В ходе войны выяснилось, что те военачальники, на которых он делал ставку до войны, как правило, не оправдали его надежд. Командовать фронтами нельзя было, оставаясь только проводниками его воли. Надо было иметь свою собственную. Фронтами нельзя было командовать, являясь только проводниками его ума. Надо было иметь собственный. Война показала это с достаточной очевидностью, и он, как потом выяснилось, только на время примирился с этим положением, и, насколько я понимаю из разговоров с несколькими командующими фронтами и другими высшими военачальниками, те взаимоотношения, которые у него, как у Верховного главнокомандующего, были с командующими фронтами, были наиболее разумными и правильными взаимоотношениями со своими подчиненными за весь период его деятельности начиная с тридцатого года, то есть со времени приобретения неограниченной власти. Были в этих отношениях и неправильности, но относительно меньшие по сравнению с другими периодами его деятельности. И это положительно сказалось на ходе войны.

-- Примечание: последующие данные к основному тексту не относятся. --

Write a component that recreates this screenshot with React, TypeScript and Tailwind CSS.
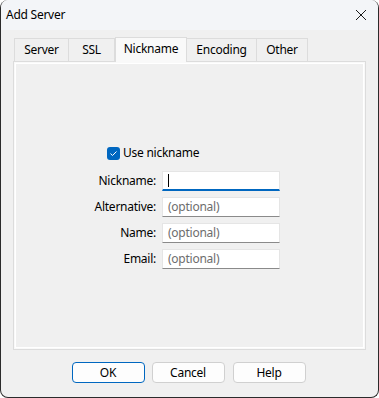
import React from 'react';

const tabs = ['Server', 'SSL', 'Nickname', 'Encoding', 'Other'];
const tabWidths = [55, 46, 72, 70, 51];

const fields = [
  { label: 'Nickname:', placeholder: '', focused: true },
  { label: 'Alternative:', placeholder: '(optional)', focused: false },
  { label: 'Name:', placeholder: '(optional)', focused: false },
  { label: 'Email:', placeholder: '(optional)', focused: false },
];

export default function App() {
  return (
    <div
      className="w-[379px] h-[398px] bg-[#f0f0f0] flex flex-col rounded-t-[8px] rounded-b-[8px] border-x border-b border-[#2b2b2b] overflow-hidden text-[12px] tracking-[-0.25px] text-black"
      style={{ fontFamily: '"Noto Sans", "Liberation Sans", sans-serif' }}
    >
      {/* title bar */}
      <div className="h-[30px] bg-[#f3f5f8] flex items-center justify-between pl-[5px] pr-[10px] shrink-0">
        <span className="text-[12px] leading-none">Add Server</span>
        <svg width="12" height="12" viewBox="0 0 12 12" className="mr-[1px]">
          <path d="M1 1 L11 11 M11 1 L1 11" stroke="#1a1a1a" strokeWidth="1" fill="none" />
        </svg>
      </div>

      <div className="flex flex-col px-[12px] pt-[7px]">
        {/* tabs */}
        <div className="flex items-end h-[24px] pl-[1px]">
          {tabs.map((t, i) => {
            const active = t === 'Nickname';
            return (
              <div
                key={t}
                style={{ width: tabWidths[i] }}
                className={
                  active
                    ? 'h-[25px] -mb-[1px] bg-[#f9f9f9] border-x border-t border-[#dcdcdc] flex items-center justify-center pb-[2px] relative z-10'
                    : 'h-[23px] bg-[#f0f0f0] border-t border-r border-[#dcdcdc] first:border-l flex items-center justify-center'
                }
              >
                <span className="leading-none">{t}</span>
              </div>
            );
          })}
        </div>

        {/* panel */}
        <div className="h-[289px] border border-[#dcdcdc] bg-[#f9f9f9] p-[1px]">
          <div className="h-full bg-[#f0f0f0] border border-white flex flex-col">
            <div className="flex items-center ml-[91px] mt-[82px] h-[14px]">
              <div className="w-[13px] h-[13px] rounded-[3px] bg-[#0067c0] flex items-center justify-center">
                <svg width="9" height="9" viewBox="0 0 9 9">
                  <path d="M1.5 4.6 L3.5 6.5 L7.5 2.5" stroke="white" strokeWidth="1" fill="none" />
                </svg>
              </div>
              <span className="ml-[3px] leading-none">Use nickname</span>
            </div>

            <div className="grid grid-cols-[60px_118px] gap-x-[6px] gap-y-[6px] ml-[80px] mt-[11px]">
              {fields.map((f) => (
                <React.Fragment key={f.label}>
                  <div className="h-[20px] flex items-center justify-end leading-none">{f.label}</div>
                  <div
                    className={
                      f.focused
                        ? 'h-[20px] bg-white border border-[#e5e5e5] border-b-2 border-b-[#0067c0] flex items-center pl-[5px]'
                        : 'h-[20px] bg-white border border-[#e5e5e5] border-b-[#8a8a8a] flex items-center pl-[5px]'
                    }
                  >
                    {f.focused ? (
                      <div className="w-[1px] h-[13px] bg-black" />
                    ) : (
                      <span className="text-[#6d6d6d] leading-none">{f.placeholder}</span>
                    )}
                  </div>
                </React.Fragment>
              ))}
            </div>
          </div>
        </div>

        {/* buttons */}
        <div className="flex justify-center gap-[7px] mt-[12px] pr-[2px]">
          <button className="w-[73px] h-[21px] rounded-[4px] bg-[#fdfdfd] border border-[#0067c0] leading-none">OK</button>
          <button className="w-[73px] h-[21px] rounded-[4px] bg-[#fdfdfd] border border-[#d0d0d0] leading-none">Cancel</button>
          <button className="w-[73px] h-[21px] rounded-[4px] bg-[#fdfdfd] border border-[#d0d0d0] leading-none ml-[1px]">Help</button>
        </div>
      </div>
    </div>
  );
}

Надо сказать также, что после первого периода войны, когда в сорок первом году были названы изменниками и расстреляны просто-напросто плохо воевавшие и не на место поставленные перед войной генералы и названы изменниками другие генералы, по несчастному ходу обстоятельств попавшие в плен, — даже уже во время тяжких неудач сорок второго года, и самых тягчайших из них, по отношению к высшим военным начальникам подозрительность не проявлялась и изменниками их не объявляли.
В этом смысле Сталин в период войны постепенно пришел к другому характеру отношений со своими подчиненными, чем это было у него раньше.